Parque Rio Branco
O exército vestido com suas armaduras de andrajos laranja, com seus cavalos de plástico, munidos de pás e inchadas, todos mestiços neurastênicos, de vez em quando um fenotipicamente branco, mas bem queimado do sol, pobre, quase preto. O uniforme é da EMLURB, o campo de batalha o Parque Rio Branco, o inimigo as folhas do outono tímido do Equador.
A natureza é sempre uma cidade aberta e o exército de mercenários explorados, quase miseráveis, marcham em passo melancólico. Não cantam como os outros exércitos ao marchar, pois esqueceram-se das canções de seus avós, marcham ouvindo o cantar das árvores, uniforme e bem afinado. Vez em quando algum faz alguma troça e todos eles riem, mas logo deixam de lado o objeto de distração e vão cumprir sua missão.
As folhas vestidas da mesma cor dos inimigos, laranjas como o pôr do sol, todas aparentemente iguais, mas com cuidado notam-se singularidades em cada uma. A folha que se esconde no canal tem uma mancha verde no meio do laranjal na forma do estado do Ceará, essa outra é anã, no entanto, a mais encarnada de todas, escarlate, brilhando como um rubi, traindo o traje a rigor exigido pelo outono.
Os civis fazem cooper no parque em um universo alternativo, alheios a batalha, alheios ao exército que vasculha até o último sobrevivente que se escondem atrás de algum banco, em baixo de algum carro, dentro de algum buraco, todos vão parar em sacos pretos que logo vão se amontoando ao redor do parque e ninguém se pergunta o que aconteceu quando todas as folhas, de repente, se vão, uma a uma.
Ao final da tarde, limpo o campo de batalha, eles descansam deitados no chão comendo mangas muito verdes com sal e bebendo cachaça, fruto do solo de massapê, feita nas caldeiras de Maranguape, alternam em suas bocas a cachaça e a manga e fazem caretas. O gosto pela cachaça está em seus genes, assim como seus gênios violentos e corações grandes como nos imaginamos que Deus seja. Riem e lembram de canções antigas a muito tempo esquecidas, lembram dos aldeamentos, lembram dos campos de concentração dos refugiados da seca, lembram como perderam fortunas nos jogos de caipira, lembram de tudo isso falando que o novo meia do Fortaleza é um garoto prodígio e como o Ceará não tem chance alguma contra a nova formação defensiva arrojada, e claro irão ganhar o campeonato.

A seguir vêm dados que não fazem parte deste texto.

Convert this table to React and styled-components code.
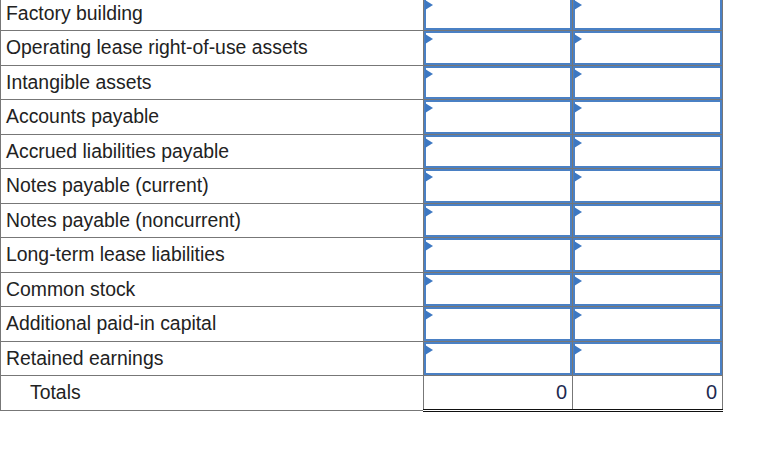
import React from "react";
import styled, { createGlobalStyle } from "styled-components";

const GlobalStyle = createGlobalStyle`
  html, body {
    margin: 0;
    padding: 0;
    background: #fff;
  }
  body {
    font-family: "Liberation Sans", Arial, sans-serif;
    color: #222;
  }
`;

const Sheet = styled.table`
  border-collapse: collapse;
  table-layout: fixed;
  width: 722px;
  margin-top: -4.5px;
`;

const Column = styled.col`
  width: ${(p) => p.$w}px;
`;

const Row = styled.tr`
  height: 34.5px;
`;

const Label = styled.td`
  border: 1px solid #777;
  padding: 0 0 0 ${(p) => (p.$indent ? "29px" : "5px")};
  font-size: 19.4px;
  line-height: 1;
  vertical-align: middle;
  white-space: nowrap;
  overflow: hidden;
`;

const EntryCell = styled.td`
  border: 1px solid #777;
  padding: 0;
  position: relative;
  vertical-align: top;
`;

const EntryBox = styled.input`
  display: block;
  box-sizing: border-box;
  width: 100%;
  height: 33.5px;
  margin: 0;
  border: 2px solid #4a80c4;
  border-radius: 0;
  background: #fff;
  outline: none;
  font: inherit;
  font-size: 18px;
  padding: 0 6px;
`;

const Marker = styled.span`
  position: absolute;
  left: 1px;
  top: 3px;
  width: 0;
  height: 0;
  border-top: 5px solid transparent;
  border-bottom: 5px solid transparent;
  border-left: 8px solid #3d78c2;
`;

const TotalCell = styled.td`
  border-left: 1px solid #777;
  border-right: 1px solid #777;
  border-top: 1px solid #111;
  border-bottom: 3px double #111;
  padding: 0 5px 0 0;
  text-align: right;
  font-size: 20px;
  color: #1e2a50;
  vertical-align: middle;
`;

const accounts = [
  "Factory building",
  "Operating lease right-of-use assets",
  "Intangible assets",
  "Accounts payable",
  "Accrued liabilities payable",
  "Notes payable (current)",
  "Notes payable (noncurrent)",
  "Long-term lease liabilities",
  "Common stock",
  "Additional paid-in capital",
  "Retained earnings",
];

const Entry = () => (
  <EntryCell>
    <EntryBox type="text" />
    <Marker />
  </EntryCell>
);

const App = () => {
  const totals = [0, 0];

  return (
    <>
      <GlobalStyle />
      <Sheet>
        <colgroup>
          <Column $w={423} />
          <Column $w={149} />
          <Column $w={150} />
        </colgroup>
        <tbody>
          {accounts.map((name) => (
            <Row key={name}>
              <Label>{name}</Label>
              <Entry />
              <Entry />
            </Row>
          ))}
          <Row>
            <Label $indent>Totals</Label>
            {totals.map((t, i) => (
              <TotalCell key={i}>{t}</TotalCell>
            ))}
          </Row>
        </tbody>
      </Sheet>
    </>
  );
};

export default App;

As folham unem-se partícula por partícula a leveis mais misteriosos e complexos de existência, virando energia, ficando mais perto de Deus, como toda coisa que existe se reintegra ao que não podemos ver e vão formando outras coisas; uma serra elétrica, ouro, oxigênio, um lança chamas, arsênico, napalm. Um quebra cabeça impossível de ser resolvido. Quem sabe não fizemos parte de Napoleão? Essa é a linha invisível que liga tudo e tudo parece ser realmente a mesma coisa.
Os lixeiros da EMLURB voltam no outro dia meio de ressaca e recolhem todos os sacos de folhas que deixaram no parque, colocam em seus carrinhos laranjas de plástico e partem para o Polo de Conjunto Ceará local de menos árvores e mais mato para capinar, o que torna o trabalho mais pesado. Não sobrará tempo no final do dia.